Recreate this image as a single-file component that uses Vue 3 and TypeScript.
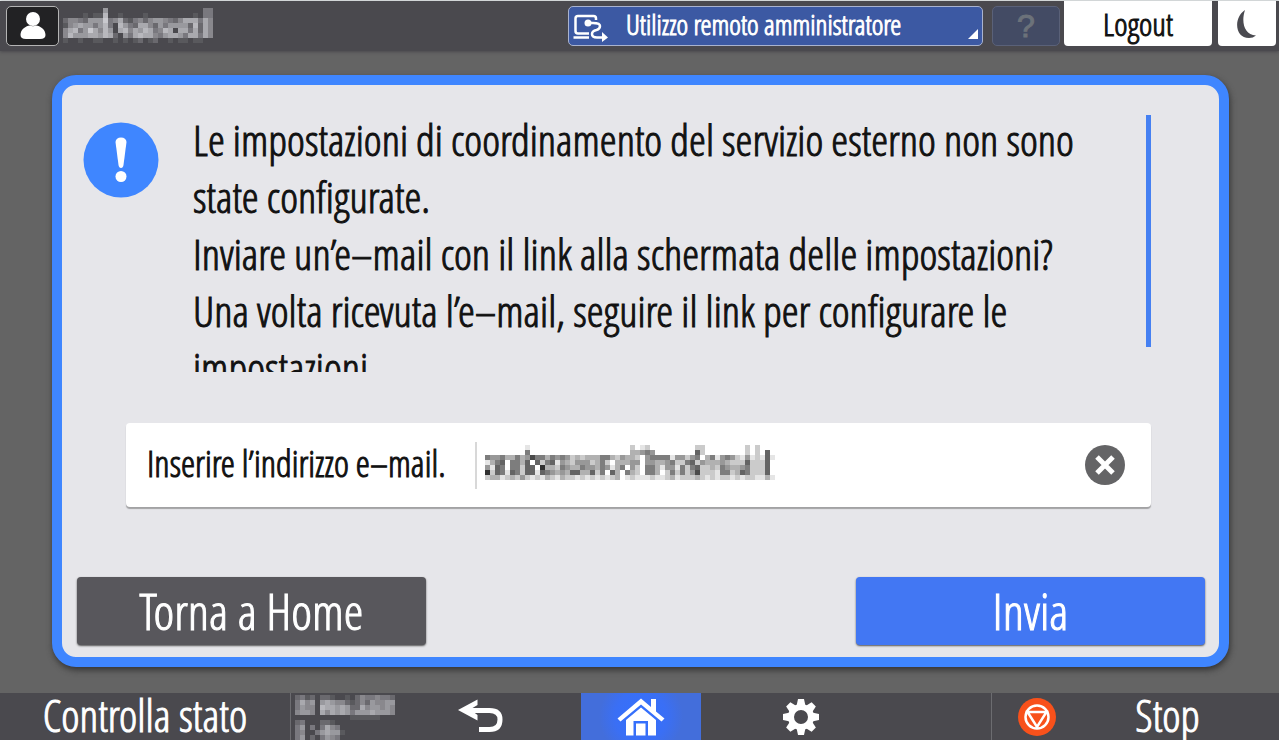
<script setup lang="ts">
import { ref } from 'vue'

interface Mosaic {
  label: string
  rows: string[]
}

const CELL = 5

const messageLines: string[] = [
  'Le impostazioni di coordinamento del servizio esterno non sono',
  'state configurate.',
  'Inviare un’e–mail con il link alla schermata delle impostazioni?',
  'Una volta ricevuta l’e–mail, seguire il link per configurare le',
  'impostazioni.',
]

// Masked values: each digit is the strength (0-9) of one square.
const userMask: Mosaic = {
  label: 'Nome utente oscurato',
  rows: [
    '000000005000000000000000000033',
    '000010117001000010000000001033',
    '244325558346213424554324666364',
    '145655357307532664253555527264',
    '467358647506746576347606636264',
    '475556657620536766435665366364',
    '100100110010101201200101101100',
  ],
}

const mailMask: Mosaic = {
  label: 'Indirizzo oscurato',
  rows: [
    '0000000010000000000000000000020120000000002200000000202000',
    '0000000050000000000000000000033454000000006200000000202060',
    '5445335347553545423233355324332045555144245035145421412161',
    '1356055360625614324442352033344044334522562433343222622260',
    '4165055266083325433544354135042055314415256223254334522260',
    '8265165266165434366336250630532055302525247222155236522260',
    '2331232421213213221212121230121112112312223212122121221131',
  ],
}

const dateMask: Mosaic = {
  label: 'Data e ora oscurate',
  rows: [
    '23120221001024334332',
    '36450565442124254455',
    '35440766565226455454',
    '45540646565355565554',
    '00000000000111111000',
    '2300022100',
    '3503036430',
    '3400356551',
    '3502035430',
  ],
}

const cellsOf = (m: Mosaic) =>
  m.rows.flatMap((row, y) =>
    [...row].map((c, x) => ({ key: `${x}-${y}`, x: x * CELL, y: y * CELL, o: Number(c) / 9 })),
  ).filter((c) => c.o > 0)

const widthOf = (m: Mosaic) => m.rows[0].length * CELL
const heightOf = (m: Mosaic) => m.rows.length * CELL

const masked = ref(true)
const email = ref('')

function clearEmail() {
  masked.value = false
  email.value = ''
}
</script>

<template>
  <div class="screen">
    <header class="topbar">
      <button class="user" type="button" aria-label="Utente">
        <svg width="28" height="30" viewBox="0 0 28 30">
          <circle cx="14" cy="8" r="7" />
          <path d="M1.500 24C1.500 18 7 15 11 14.500Q14 16 17 14.500C21 15 26.500 18 26.500 24Q26.500 28 21 28H7Q1.500 28 1.500 24Z" />
        </svg>
      </button>
      <svg class="user-mask" role="img" :aria-label="userMask.label" :width="widthOf(userMask)" :height="heightOf(userMask)" shape-rendering="crispEdges">
        <rect v-for="c in cellsOf(userMask)" :key="c.key" :x="c.x" :y="c.y" width="5" height="5" fill="#d9d9de" :fill-opacity="c.o" />
      </svg>
      <button class="remote" type="button">
        <svg width="36" height="28" viewBox="0 0 36 28" fill="none" stroke="#fff" stroke-width="2.500">
          <path d="M23 6V4.500Q23 2 20.500 2H5Q2.500 2 2.500 4.500V17Q2.500 19.500 5 19.500H16" />
          <path d="M0.500 23.500H16" />
          <path d="M15 9H20Q27 9 27 12Q27 15 23.500 16Q19 17 19 20Q19 23.500 24 23.500H30" />
          <circle cx="15" cy="9" r="3.500" fill="#fff" stroke="none" />
          <path d="M29 18L35 23.500L29 28Z" fill="#fff" stroke="none" />
        </svg>
        <span>Utilizzo remoto amministratore</span>
        <i class="corner"></i>
      </button>
      <button class="help" type="button" disabled>?</button>
      <button class="logout" type="button">Logout</button>
      <button class="sleep" type="button" aria-label="Risparmio energia">
        <svg width="22" height="30" viewBox="0 0 22 30">
          <path d="M9 1C-3 9 -1 29 13 29Q17 29 20 26.500C8 26 5 13 9 1Z" fill="#4a4a50" />
        </svg>
      </button>
    </header>

    <main class="stage">
      <section class="dialog" role="dialog" aria-label="Avviso">
        <div class="message">
          <svg class="alert" width="76" height="76" viewBox="0 0 76 76">
            <circle cx="38" cy="38" r="37.500" fill="#3f86ff" />
            <path d="M32.500 20Q33 15.500 38 15.500Q43 15.500 43.500 20L40.500 43Q40 46 38 46Q36 46 35.500 43Z" fill="#fff" />
            <circle cx="38" cy="54.500" r="5.500" fill="#fff" />
          </svg>
          <div class="copy">
            <p v-for="line in messageLines" :key="line">{{ line }}</p>
          </div>
          <div class="thumb"></div>
        </div>

        <div class="field">
          <label for="mail">Inserire l’indirizzo e–mail.</label>
          <div class="entry">
            <svg v-if="masked" class="mail-mask" role="img" :aria-label="mailMask.label" :width="widthOf(mailMask)" :height="heightOf(mailMask)" shape-rendering="crispEdges">
              <rect v-for="c in cellsOf(mailMask)" :key="c.key" :x="c.x" :y="c.y" width="5" height="5" fill="#161616" :fill-opacity="c.o" />
            </svg>
            <input id="mail" v-model="email" type="email" :readonly="masked" />
          </div>
          <button class="clear" type="button" aria-label="Cancella" @click="clearEmail">
            <svg width="40" height="40" viewBox="0 0 40 40">
              <circle cx="20" cy="20" r="20" fill="#646466" />
              <path d="M12 12L28 28M28 12L12 28" stroke="#fff" stroke-width="5" />
            </svg>
          </button>
        </div>

        <div class="actions">
          <button class="action dark" type="button">Torna a Home</button>
          <button class="action blue" type="button">Invia</button>
        </div>
      </section>
    </main>

    <footer class="bottombar">
      <button class="status" type="button"><span>Controlla stato</span></button>
      <div class="date">
        <svg role="img" :aria-label="dateMask.label" :width="widthOf(dateMask)" :height="heightOf(dateMask)" shape-rendering="crispEdges">
          <rect v-for="c in cellsOf(dateMask)" :key="c.key" :x="c.x" :y="c.y" width="5" height="5" fill="#d9d9de" :fill-opacity="c.o" />
        </svg>
      </div>
      <button type="button" aria-label="Indietro">
        <svg width="48" height="36" viewBox="0 0 48 36">
          <path d="M18 11.500H32.500Q43 11.500 43 20.500Q43 30.500 32.500 30.500H22" fill="none" stroke="#fff" stroke-width="5" />
          <path d="M20.500 0.500V6L13 10.500L20.500 16V21.500L1 11Z" fill="#fff" />
          <path d="M8 11.500H22" stroke="#fff" stroke-width="5" />
        </svg>
      </button>
      <button class="home" type="button" aria-label="Home">
        <svg width="48" height="38" viewBox="0 0 48 38" fill="#fff">
          <path d="M24 0.500L34 9V1H39V13.500L47.500 20.500L44.500 23.500L24 6.500L3.500 23.500L0.500 20.500Z" />
          <path d="M24 9.500L39 22V37.500H31V23H16.500V37.500H9V22Z" />
          <rect x="19" y="25.500" width="9.500" height="12" />
        </svg>
      </button>
      <button type="button" aria-label="Impostazioni">
        <svg width="38" height="38" viewBox="-19 -19 38 38">
          <g fill="#fff">
            <path v-for="a in [0, 45, 90, 135, 180, 225, 270, 315]" :key="a" d="M-4.500 -11L-3 -18H3L4.500 -11Z" :transform="`rotate(${a})`" />
          </g>
          <circle r="10" fill="none" stroke="#fff" stroke-width="6" />
        </svg>
      </button>
      <span></span>
      <button class="stop" type="button">
        <svg width="38" height="38" viewBox="-19 -19 38 38">
          <circle r="19" fill="#f8511b" />
          <circle r="11.500" fill="none" stroke="#fff" stroke-width="2.500" />
          <path d="M-9.500 -5H9.500L0 10Z" fill="none" stroke="#fff" stroke-width="2.500" />
        </svg>
        <span>Stop</span>
      </button>
    </footer>
  </div>
</template>

<style>
body {
  margin: 0;
  background: #646464;
}
</style>

<style scoped>
.screen {
  display: flex;
  flex-direction: column;
  min-height: 100vh;
  box-sizing: border-box;
  border-top: 1px solid #eef3f3;
  background: #646464;
  font-family: "Open Sans Condensed Light", "Roboto Condensed", "Liberation Sans", sans-serif;
  color: #111;
  -webkit-text-stroke: 1px currentColor;
}

button {
  display: flex;
  align-items: center;
  justify-content: center;
  box-sizing: border-box;
  padding: 0;
  border: 0;
  background: none;
  color: inherit;
  font-family: inherit;
  line-height: 1;
  white-space: nowrap;
}

svg {
  flex: none;
}

.topbar {
  display: flex;
  align-items: flex-start;
  height: 50px;
  padding: 0 3px 0 6px;
  background: #4a494e;
  box-shadow: 0 1px 3px #4a494e;
}

.user {
  width: 53px;
  height: 40px;
  margin-top: 5px;
  border: 1px solid #b4b4b4;
  border-radius: 5px;
  background: #222224;
}

.user svg {
  fill: #fff;
}

.user-mask {
  margin: 7px auto 0 4px;
}

.remote {
  position: relative;
  justify-content: flex-start;
  width: 415px;
  height: 40px;
  margin: 5px 9px 0 0;
  padding-left: 4px;
  gap: 17px;
  border: 1px solid #a9b3cf;
  border-radius: 5px;
  background: #3c59a3;
  color: #fff;
  font-size: 28px;
}

.remote svg {
  margin-top: 4px;
}

.remote span {
  padding-bottom: 4px;
}

.corner {
  position: absolute;
  right: 4px;
  bottom: 6px;
  border-left: 10px solid transparent;
  border-bottom: 10px solid #fff;
}

.help {
  width: 68px;
  height: 40px;
  margin: 5px 4px 0 0;
  border: 1px solid #5a6178;
  border-radius: 5px;
  background: #434b64;
  color: #6c727a;
  font-family: "Liberation Sans", sans-serif;
  font-size: 32px;
}

.logout,
.sleep {
  height: 45px;
  border-radius: 0 0 4px 4px;
  background: #fff;
  font-size: 32px;
}

.logout {
  width: 148px;
  margin-right: 6px;
}

.sleep {
  width: 58px;
}

.stage {
  flex: 1;
  display: flex;
  padding: 24px 50px 26px 52px;
}

.dialog {
  flex: 1;
  display: flex;
  flex-direction: column;
  box-sizing: border-box;
  min-width: 0;
  padding: 26px 14px 12px 15px;
  border: 10px solid #3f86ff;
  border-radius: 24px;
  background: #e6e6ea;
  box-shadow: 1px 3px 6px #333;
}

.message {
  display: flex;
  align-items: flex-start;
  height: 261px;
  padding: 0 54px 0 6px;
}

.alert {
  margin: 11px 34px 0 0;
}

.copy {
  flex: 1;
  min-width: 0;
  height: 261px;
  overflow: hidden;
  white-space: nowrap;
  font-size: 43px;
}

.copy p {
  margin: 0;
  line-height: 57px;
}

.thumb {
  flex: none;
  width: 5px;
  height: 232px;
  margin-top: 4px;
  background: #4580f2;
}

.field {
  display: flex;
  align-items: center;
  height: 84px;
  margin: 51px 54px 0 49px;
  padding: 0 26px 0 21px;
  box-sizing: border-box;
  border-radius: 4px;
  background: #fff;
  box-shadow: 0 2px 1px #a2a2a4;
}

.field label {
  width: 328px;
  padding-bottom: 4px;
  font-size: 36px;
  white-space: nowrap;
}

.entry {
  position: relative;
  flex: 1;
  height: 47px;
  border-left: 2px solid #d8d8d8;
}

.entry input {
  width: 100%;
  height: 100%;
  box-sizing: border-box;
  padding: 0 8px;
  border: 0;
  outline: 0;
  background: none;
  font: inherit;
  font-size: 36px;
}

.mail-mask {
  position: absolute;
  left: 8px;
  top: 3px;
  pointer-events: none;
}

.actions {
  display: flex;
  justify-content: space-between;
  margin-top: auto;
}

.action {
  width: 349px;
  height: 68px;
  border-radius: 4px;
  color: #fff;
  font-size: 50px;
  box-shadow: 0 1px 2px #555;
}

.dark {
  background: #58575c;
}

.blue {
  background: #4277f3;
}

.bottombar {
  display: grid;
  grid-template-columns: 290fr 91fr 200fr 120fr 200fr 90fr 288fr;
  grid-template-rows: 47px;
  background: #4a494e;
  color: #fff;
}

.status,
.stop {
  font-size: 44px;
}

.status span,
.stop span {
  padding-bottom: 3px;
}

.date {
  min-width: 0;
  padding: 2px 0 0 4px;
  border-left: 1px solid #6c6c70;
}

.date svg {
  display: block;
}

.home {
  background: radial-gradient(circle, #3370ff 0%, #3a6ff5 40%, #436edb 65%);
}

.stop {
  justify-content: flex-start;
  padding-left: 26px;
  border-left: 1px solid #6c6c70;
}

.stop span {
  flex: 1;
}
</style>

Short problem
Set the lines above down again, word for word, from the first through the one containing "const CELL = 5"; pictures excluded.

Answer to the task
Recreate this image as a single-file component that uses Vue 3 and TypeScript.
<script setup lang="ts">
import { ref } from 'vue'

interface Mosaic {
  label: string
  rows: string[]
}

const CELL = 5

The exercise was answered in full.